Findings of Fact and Conclusions of Law at 2. The court then ruled that a concurrent sentence on count 1 would result in a sentence that was "clearly too lenient" and determined that the sentence for count 1 would run consecutive to all other counts in this case. Id. at 3.

¶ 6 VanDelft appealed his convictions but not his sentence. VanDelft, at *1, 2003 Wash.App. LEXIS 2364, at *1. The Court of Appeals affirmed VanDelft's convictions in an unpublished opinion on October 16, 2003, and this court denied his petition for review on June 2, 2004. Id.; State v. VanDelft, 151 Wash.2d 1026, 94 P.3d 960 (2004). The Court of Appeals issued its mandate terminating review on June 16, 2004. In the meantime, in February 2004, VanDelft filed his first personal restraint petition in the Court of Appeals. That petition was dismissed on July 1, 2004. In his direct appeal, VanDelft had also filed a petition for writ of certiorari in the United States Supreme Court on June 25, 2004, which was ultimately denied on November 1, 2004. VanDelft v. Washington, 543 U.S. 960, 125 S.Ct. 417, 160 L.Ed.2d 325 (2004).

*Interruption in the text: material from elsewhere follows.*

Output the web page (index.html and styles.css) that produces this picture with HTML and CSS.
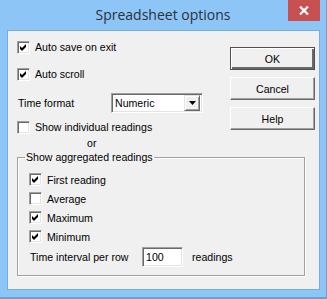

¶ 7 VanDelft, acting pro se, filed his second personal restraint petition at the Court of Appeals in February 2005, arguing his sentence violated Blakely. The Chief Judge of the Court of Appeals dismissed this personal restraint petition, relying on State v. Evans, 154 Wash.2d 438, 448-49, 114 P.3d 627, cert. denied, ___ U.S. ___, 126 S.Ct. 560, 163 L.Ed.2d 472 (2005), in which we held that Blakely does not apply retroactively to convictions already final when Blakely was decided. VanDelft then filed a motion for discretionary review in this court seeking review of the order dismissing his petition, which was granted.

II Analysis

¶ 8 VanDelft argues that his convictions were still pending on review and not yet final when Blakely was decided. He asserts that the principles set forth in Blakely must be applied to his sentence, and he contends that the imposition of an exceptional consecutive sentence under RCW 9.94A.589(1)(a) violates Blakely. The State asserts that after this court's decision in State v. Cubias, 155 Wash.2d 549, 120 P.3d 929 (2005), Blakely does not apply to consecutive sentences that are otherwise within the standard range. The State also argues that VanDelft's petition should be barred because it is successive.

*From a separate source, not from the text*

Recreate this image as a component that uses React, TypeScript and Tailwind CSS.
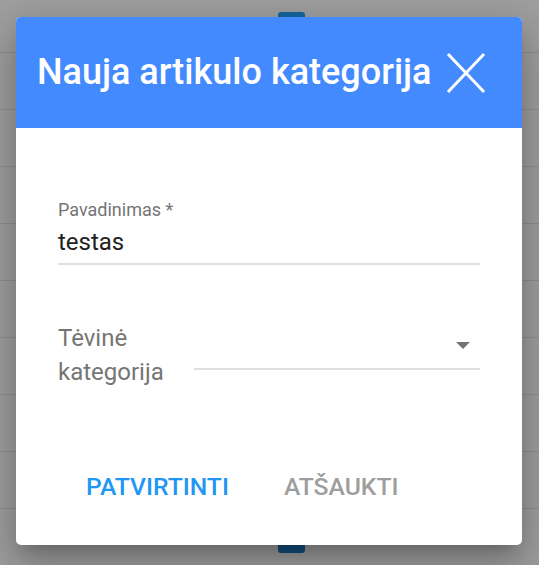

¶ 9 Finality: We have held that Blakely introduced a new rule of criminal procedure. Evans, 154 Wash.2d at 448, 114 P.3d 627. We apply a new rule for the conduct of criminal prosecutions retroactively "to all cases, state or federal, pending on direct review or not yet final." In re Pers. Restraint of St. Pierre, 118 Wash.2d 321, 326, 823 P.2d 492 (1992) (citing Griffith v. Kentucky, 479 U.S. 314, 328, 107 S.Ct. 708, 93 L.Ed.2d 649 (1987)). The Court of Appeals dismissed this personal restraint petition because the mandate on VanDelft's direct appeal was issued on June 16, 2004, but Blakely was not decided until June 24, 2004. Yet under Washington law, a judgment becomes final on the last of the following dates: when the judgment is filed with the clerk of the trial court, when the appellate court issues its mandate terminating direct review, or when "the United States Supreme Court denies a timely petition for certiorari to review a decision affirming the conviction on direct appeal." RCW 10.73.090(3); see also Griffith, 479 U.S. at 321 n. 6, 107 S.Ct. 708 n. 6. The United States Supreme Court denied VanDelft's petition for writ of certiorari on November 1, 2004, more than four months after Blakely was decided, so VanDelft's direct appeal was still pending and not yet final when Blakely was decided. The Court of Appeals erred when it dismissed VanDelft's petition.

¶ 10 Successive Petition: In its answer to VanDelft's motion for discretionary review, the State contends that the Court of Appeals correctly dismissed this petition, VanDelft's second, because it is successive. Under either RCW 10.73.140 (which applies only to the Court of Appeals) or RAP 16.4(d) (which applies to this court), a successive petition for similar relief must be dismissed absent good cause shown. In re Pers. Restraint of Stoudmire, 145 Wash.2d 258, 262-63, 36 P.3d 1005 (2001). Yet this is true only where the relevant issue was previously heard and determined on the merits. Id. at 263, 36 P.3d 1005. In addition, a new issue cannot be raised in a successive petition to the Court of Appeals without a showing of good cause for the failure to raise the issue earlier. RCW 10.73.140.2

¶ 11 When VanDelft filed his first personal restraint petition in February 2004, Blakely had not yet been decided. An intervening change in the law material to the petitioner's case can amount to good cause for a successive petition, and as noted above, Blakely announced a new rule. Evans, 154 Wash.2d at 448, 114 P.3d 627; In re Pers. Restraint of Crabtree, 141 Wash.2d 577, 583, 9 P.3d 814 (2000). Thus, Van Delft's personal restraint petition cannot be dismissed as successive because it raised a new issue not previously heard and determined on the merits, and there was good cause for not raising the issue previously. We therefore proceed to consider the merits of VanDelft's petition.